We have made good progress against the main research questions outlined in the original research proposal.

We have assembled several datasets on institutional diversity across cultures and countries and supplemented these with new variables in order to test hypotheses about institutional evolution. We have examined the dynamics of evolution of complex societies using archaeological and historical information and shown how different aspects of societies evolve together across different societies, and that these packages of various roles, institutions, and technologies enable the coordination of large numbers of people to act in a politically unified manner. We also examined the rate of evolution of these traits and showed that changes in complexity seem to occur in bursts. I have also conducted comparative analyses testing how historical and geographical factors systematically affect the evolution of institutions. We have shown how ecological factors affected the evolution of state institutions in history, which has then shaped the evolution of modern-day country-level institutions and outcomes. Using these data we have also conducted preliminary analyses assessing the extent to which the similarity and diversity we see in countries around the world today has been shaped by deep cultural history.

Employing cultural evolutionary theory I have developed different hypotheses about the evolution and spread of institutions underpinning large-scale societies and tested these ideas using spatially-explicit statistical models. These analyses indicate that in human history larger scale societies have tended to develop in regions of the world where 1) agriculture has been practiced for longer (giving societies more chance to develop new institutions), and 2) the degree of competition between groups has been stronger. We have also developed an initial agent-based modelling framework for developing different models of the evolution of cooperation. We are currently incorporating explicitly institutional processes into these models. Our initial analyses indicate that institutions can help groups solve collective action problems quicker, and make cooperation more stable.

Working with collaborators in Japan we have assembled a new archaeological dataset on the spatial and historical distribution of large burial mounds in prehistorical Japan, which are an important indicator of the evolution of socially complex societies. This dataset will be used to assess some of the macro-scale models of the evolution of institutions for large-scale societies, and test hypotheses about the dynamics of institutional evolution. We will also be conducting field work in Kenya to examine the role of institutions in enabling collective action in community-based pastoralist conservancies. This work ties in to the socio-ecological modelling, and assessing hypotheses about the spread of institutions. We have been collating existing individual-level data and information on the institutions that different conservancies have developed. These data will be extended to include more conservancies and supplemented with ecological data.
We have conducted several novel statistical analyses testing hypotheses about the evolution of institutions using newly-compiled cross-cultural and historical datasets. Some of these have been published already in international, peer-reviewed journals and have been well-cited. Others analyses are in the review process, or are being written up for publication.
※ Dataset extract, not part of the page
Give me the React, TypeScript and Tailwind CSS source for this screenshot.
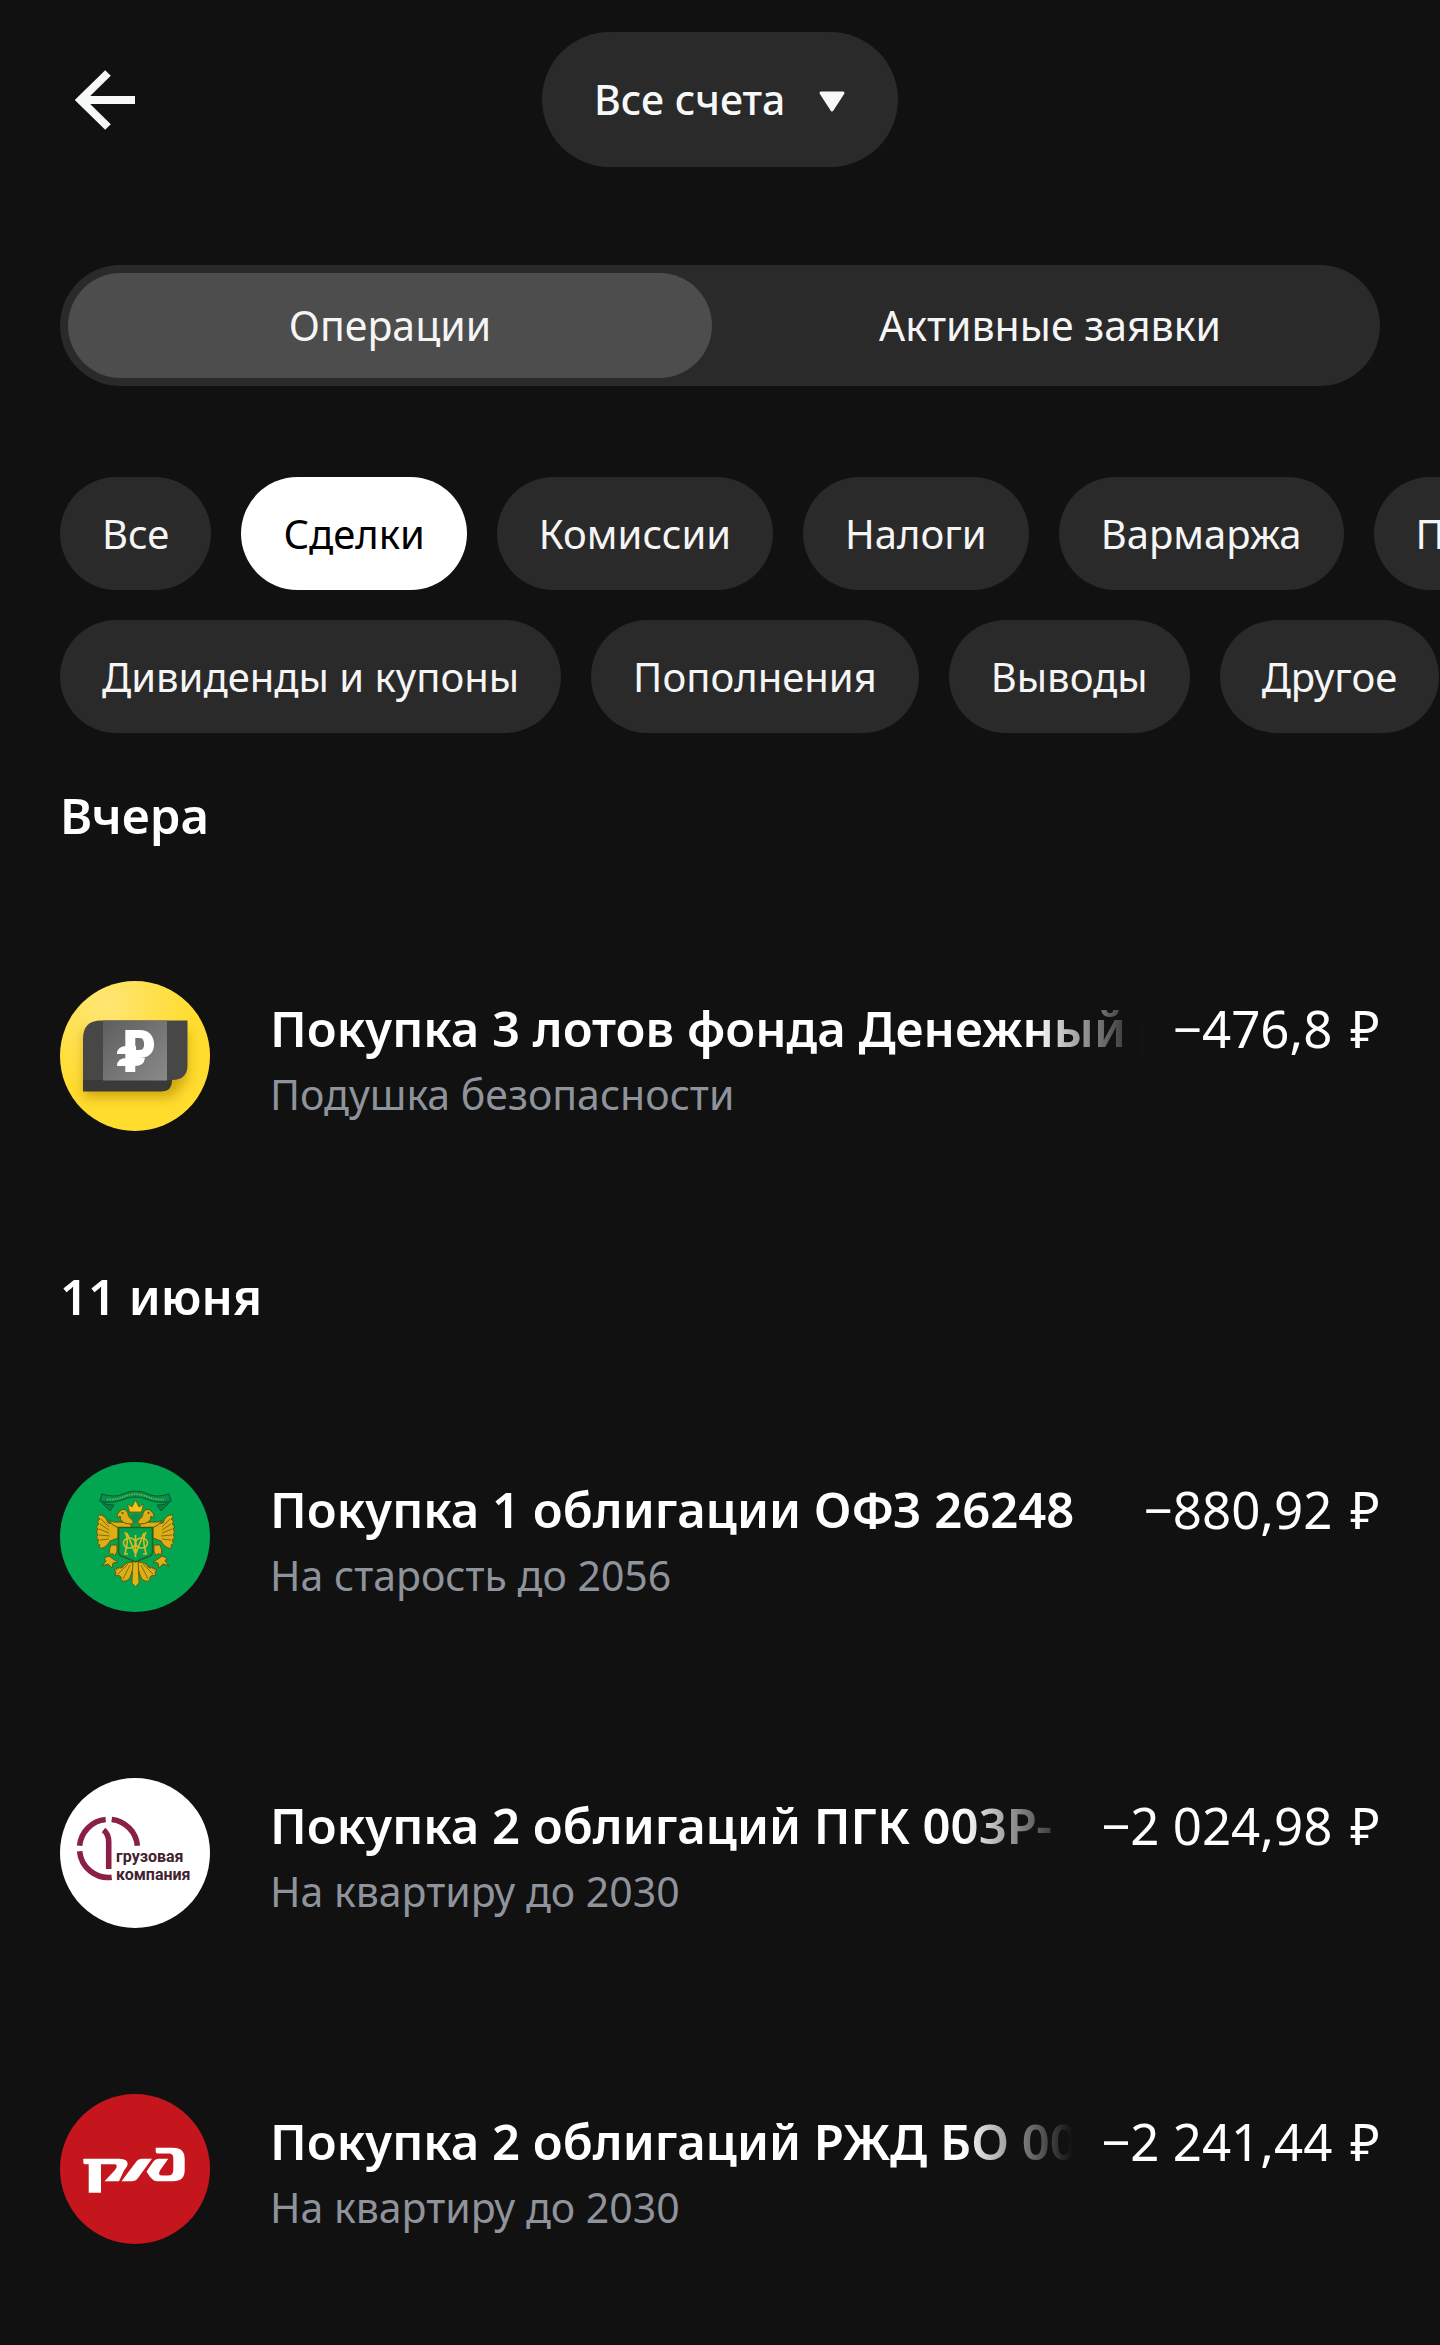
import { useState, type ReactNode } from 'react';

interface Operation {
  id: number;
  title: string;
  account: string;
  amount: string;
  logo: ReactNode;
  clipped?: boolean;
}

interface OperationGroup {
  date: string;
  items: Operation[];
}

const filterRows = [
  ['Все', 'Сделки', 'Комиссии', 'Налоги', 'Вармаржа', 'Переводы'],
  ['Дивиденды и купоны', 'Пополнения', 'Выводы', 'Другое'],
];

function MoneyFundLogo() {
  return (
    <svg viewBox="0 0 150 150" className="size-full" aria-hidden="true">
      <defs>
        <radialGradient id="fund-bg" cx="0.3" cy="0.15" r="0.6">
          <stop offset="0" stopColor="#ffe675" />
          <stop offset="1" stopColor="#ffdc2e" />
        </radialGradient>
        <linearGradient id="fund-card" x1="0" y1="0" x2="1" y2="1">
          <stop offset="0" stopColor="#5e5e5e" />
          <stop offset="1" stopColor="#8a8a8a" />
        </linearGradient>
        <filter id="fund-shadow" x="-30%" y="-30%" width="160%" height="180%">
          <feGaussianBlur stdDeviation="6" />
        </filter>
      </defs>
      <rect width="150" height="150" fill="url(#fund-bg)" />
      <path d="M24 50H127V98L112 116H24Z" fill="#b58a00" opacity="0.65" filter="url(#fund-shadow)" />
      <path d="M23 95H112V99Q112 110.500 101 110.500H23Z" fill="#3a3a38" />
      <path d="M23 58Q23 39.500 41 39.500H127.500V84Q127.500 99 112 99H23Z" fill="#474745" />
      <rect x="43" y="39.500" width="64" height="60" fill="url(#fund-card)" />
      <text x="62.500" y="91" fontSize="59" fontWeight="900" fill="#fff" fontFamily="'Roboto Condensed', Roboto, sans-serif">P</text>
      <path d="M57 73Q57 65 67 65H76V73Z" fill="#fff" />
      <path d="M57 85Q57 77 67 77H85Q84 85 75 85Z" fill="#fff" />
    </svg>
  );
}

function EagleHalf() {
  return (
    <g stroke="#5d5a10" strokeWidth="1" strokeLinejoin="round">
      <g fill="#dfae16">
        <path d="M58 62L48 61Q45 52 39 53Q36 55 40 57Q36 59 39 62Q35 64 38 67Q35 70 38 73Q35 76 39 78Q36 82 40 83Q38 87 43 86Q48 84 50 79L58 76Z" />
        <path d="M59 66Q52 64 49 58Q53 61 59 60L71 61V66Z" />
        <path d="M71 62Q60 62 60 54L57 56Q56 52 61 48Q66 46 68 51Q68 56 73 58V62Z" />
        <path d="M51 83Q48 88 50 93Q53 90 55 94Q58 90 57 83Z" />
        <path d="M49 94L44 96L46 99L42 104L48 102L52 106L53 101L58 100L53 97Z" />
        <path d="M73 100Q65 100 62 106Q58 104 54 108Q57 109 55 114Q59 112 61 115Q60 120 66 119Q70 118 71 113L73 106Z" />
      </g>
      <g fill="none" stroke="#7d6d0c">
        <path d="M41 57L49 65M40 62L49 68M39 67L49 71M39 73L50 74M40 78L49 77" />
        <path d="M70 103L63 117M68 102L58 112M66 101L56 108" />
      </g>
      <circle cx="62.500" cy="51" r="1" fill="#12612c" stroke="none" />
      <path d="M43 34L40 38L43 42L50 49L54 43L45 42Z" fill="#0a7f3d" stroke="#0b5c36" />
    </g>
  );
}

function MinistryLogo() {
  return (
    <svg viewBox="0 0 150 150" className="size-full" aria-hidden="true">
      <rect width="150" height="150" fill="#02a651" />
      <EagleHalf />
      <g transform="translate(151 0) scale(-1 1)">
        <EagleHalf />
      </g>
      <path d="M42 32Q55 36 63 32Q75.500 26 88 32Q96 36 109 32L111 39Q100 42 89 38Q75.500 32 62 38Q51 42 40 39Z" fill="#04924a" stroke="#0b5c36" strokeWidth="1.200" />
      <path d="M47 37.500Q56 38 63 35Q75.500 29.500 88 35Q95 38 104 37.500" fill="none" stroke="#75b83a" strokeWidth="1.600" strokeDasharray="1.500 1" />
      <path d="M69.500 50L67.500 42L72 45L75.500 38L79 45L83.500 42L81.500 50Z" fill="#f3c318" stroke="#5d5a10" strokeWidth="0.800" />
      <path d="M71 52H80V56Q79 60 75.500 61Q72 60 71 56Z" fill="#06924a" stroke="#75730f" strokeWidth="0.800" />
      <path d="M73 99H78L79 121L75.500 124.500L72 121Z" fill="#e3b316" stroke="#5d5a10" strokeWidth="0.800" />
      <path d="M58.500 65.500H92.500V90Q92.500 94 87 95L75.500 100L64 95Q58.500 94 58.500 90Z" fill="#03a04e" stroke="#2f5d18" strokeWidth="1.500" />
      <g fill="none" stroke="#d9bb22" strokeWidth="1.600">
        <path d="M65 70Q68 76 67 82L65 92M86 70Q83 76 84 82L86 92M67 71L75.500 92L84 71M75.500 73V95M64 92H68M83 92H87" />
        <ellipse cx="69.500" cy="81" rx="6" ry="5" />
        <ellipse cx="81.500" cy="81" rx="6" ry="5" />
      </g>
    </svg>
  );
}

function CargoLogo() {
  return (
    <svg viewBox="0 0 150 150" className="size-full" aria-hidden="true">
      <rect width="150" height="150" fill="#fff" />
      <g fill="none" stroke="#8a1f47" strokeWidth="5.600">
        <path d="M19.600 67.800A29 29 0 0 1 45.700 41.500" />
        <path d="M51.700 41.500A29 29 0 0 1 77.400 67.800" />
        <path d="M19.600 73.200A29 29 0 0 0 51.700 99.300" />
        <path d="M43.500 52Q48.700 56 48.700 64V91" />
      </g>
      <g fill="#42222f" fontFamily="Roboto, sans-serif" fontWeight="700" fontSize="16">
        <text x="56" y="84">грузовая</text>
        <text x="56" y="102">компания</text>
      </g>
    </svg>
  );
}

function RailwaysLogo() {
  return (
    <svg viewBox="0 0 150 150" className="size-full" aria-hidden="true">
      <rect width="150" height="150" fill="#c4161c" />
      <g fill="#fff">
        <path d="M23.300 64.700H59Q69 65 67.500 71Q67 73 64 76.500L59 87.300H44.500L55 76Q59 70.300 54 70.300H41V98.700H28.700V70.300H25Q23.300 70.300 23.300 68Z" />
        <path d="M61.500 87.300L76 68Q78.500 64.700 82 64.700H92L78 84Q75.500 87.300 72 87.300Z" />
        <path d="M95.700 53.700H113Q124.700 53.700 124.700 65V76Q124.700 87.300 113 87.300H97Q92 87.300 86.500 77.500L93 68Q95.500 64.700 99 64.700H108.300L100 76.500Q97.500 81.500 102 81.500H108Q113.300 81.500 113.300 76V64Q113.300 59.500 109 59.500H97.500Q95.700 59.500 95.700 57.500Z" />
      </g>
    </svg>
  );
}

const groups: OperationGroup[] = [
  {
    date: 'Вчера',
    items: [
      { id: 1, title: 'Покупка 3 лотов фонда Денежный р', account: 'Подушка безопасности', amount: '−476,8', logo: <MoneyFundLogo />, clipped: true },
    ],
  },
  {
    date: '11 июня',
    items: [
      { id: 2, title: 'Покупка 1 облигации ОФЗ 26248', account: 'На старость до 2056', amount: '−880,92', logo: <MinistryLogo /> },
      { id: 3, title: 'Покупка 2 облигаций ПГК 003Р-', account: 'На квартиру до 2030', amount: '−2 024,98', logo: <CargoLogo />, clipped: true },
      { id: 4, title: 'Покупка 2 облигаций РЖД БО 00', account: 'На квартиру до 2030', amount: '−2 241,44', logo: <RailwaysLogo />, clipped: true },
    ],
  },
];

function Header() {
  return (
    <header className="grid grid-cols-[1fr_auto_1fr] items-center px-[60px] pt-8">
      <button type="button" aria-label="Назад" className="flex size-[90px] items-center justify-center justify-self-start">
        <svg viewBox="0 0 60 60" className="size-[60px]" fill="none" stroke="#f7f8f8" strokeWidth="8" aria-hidden="true">
          <path d="M60 30H5M33 3L5.500 30L33 57" />
        </svg>
      </button>
      <div className="relative">
        <select
          aria-label="Счёт"
          className="h-[135px] cursor-pointer appearance-none rounded-full bg-[#2a2a2a] pr-[112px] pl-[52px] text-[41px] font-medium text-[#f7f8f8] focus:outline-none"
        >
          <option>Все счета</option>
        </select>
        <svg viewBox="0 0 28 22" className="pointer-events-none absolute top-[59px] right-[52px] h-[22px] w-[28px]" aria-hidden="true">
          <path d="M3 2H25L14 19Z" fill="#f7f8f8" stroke="#f7f8f8" strokeWidth="3" strokeLinejoin="round" />
        </svg>
      </div>
    </header>
  );
}

function OperationRow({ operation }: { operation: Operation }) {
  const fade = operation.clipped ? 'mask-[linear-gradient(to_left,transparent,black_110px)]' : '';

  return (
    <li className="flex h-[316px] items-center">
      <div className="size-[150px] shrink-0 overflow-hidden rounded-full">{operation.logo}</div>
      <div className="ml-[60px] min-w-0 flex-1">
        <div className="flex gap-7">
          <p className={`min-w-0 flex-1 overflow-hidden text-[49px] leading-[76px] font-semibold whitespace-nowrap text-white ${fade}`}>
            {operation.title}
          </p>
          <p className="flex gap-[18px] text-[51px] leading-[76px] whitespace-nowrap text-white">
            <span>{operation.amount}</span>
            <span>₽</span>
          </p>
        </div>
        <p className="text-[41px] leading-[56px] text-[#8f939b]">{operation.account}</p>
      </div>
    </li>
  );
}

export default function App() {
  const [tab, setTab] = useState('Операции');
  const [filter, setFilter] = useState('Сделки');

  return (
    <div className="min-h-screen overflow-hidden bg-[#111111] font-['Noto_Sans',sans-serif] text-[#f5f5f5]">
      <Header />

      <div role="tablist" className="mx-[60px] mt-[98px] grid grid-cols-2 gap-4 rounded-full bg-[#2a2a2a] p-2">
        {['Операции', 'Активные заявки'].map((name) => (
          <button
            key={name}
            type="button"
            role="tab"
            aria-selected={tab === name}
            onClick={() => setTab(name)}
            className={`h-[105px] rounded-full text-[41px] ${tab === name ? 'bg-[#4d4d4d]' : ''}`}
          >
            {name}
          </button>
        ))}
      </div>

      <div className="mt-[91px] flex flex-col gap-[30px] overflow-hidden pl-[60px]">
        {filterRows.map((row, i) => (
          <div key={i} className="flex gap-[30px]">
            {row.map((name) => (
              <button
                key={name}
                type="button"
                aria-pressed={filter === name}
                onClick={() => setFilter(name)}
                className={`h-[113px] shrink-0 rounded-full px-[42px] text-[40px] whitespace-nowrap ${
                  filter === name ? 'bg-white text-black' : 'bg-[#2a2a2a]'
                }`}
              >
                {name}
              </button>
            ))}
          </div>
        ))}
      </div>

      <main className="px-[60px]">
        {groups.map((group) => (
          <section key={group.date}>
            <h2 className="flex h-[165px] items-center text-[49px] font-semibold text-white">{group.date}</h2>
            <ul>
              {group.items.map((operation) => (
                <OperationRow key={operation.id} operation={operation} />
              ))}
            </ul>
          </section>
        ))}
      </main>
    </div>
  );
}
The approach we are taking in the agent-based modelling work is quite novel in seeking to develop a common framework in which different mechanisms of cooperation can be compared directly. In previous work most models have been developed separately so it is not always clear how different theories fit together and how some of the abstract mathematical models relate to the real-world causal mechanisms that many empirical researchers are interested in understanding. The approach we are taking will help clarify the similarities and difference between different proposed mechanisms and also highlight the difference that institutions make to explaining cooperation in human societies.

As a team, the members of the project are preparing a paper that will be published in a special issue of a prestigious international journal, which will describe the approach we are taking in this project and summarize some of the developments to date. By the end of the project we will have conducted analyses at local, regional, to global scales using a variety of different techniques and sources of information. This will enable us to identify the important processes that shape institutional evolution at micro- and macro- scales and to see the connections between these different levels.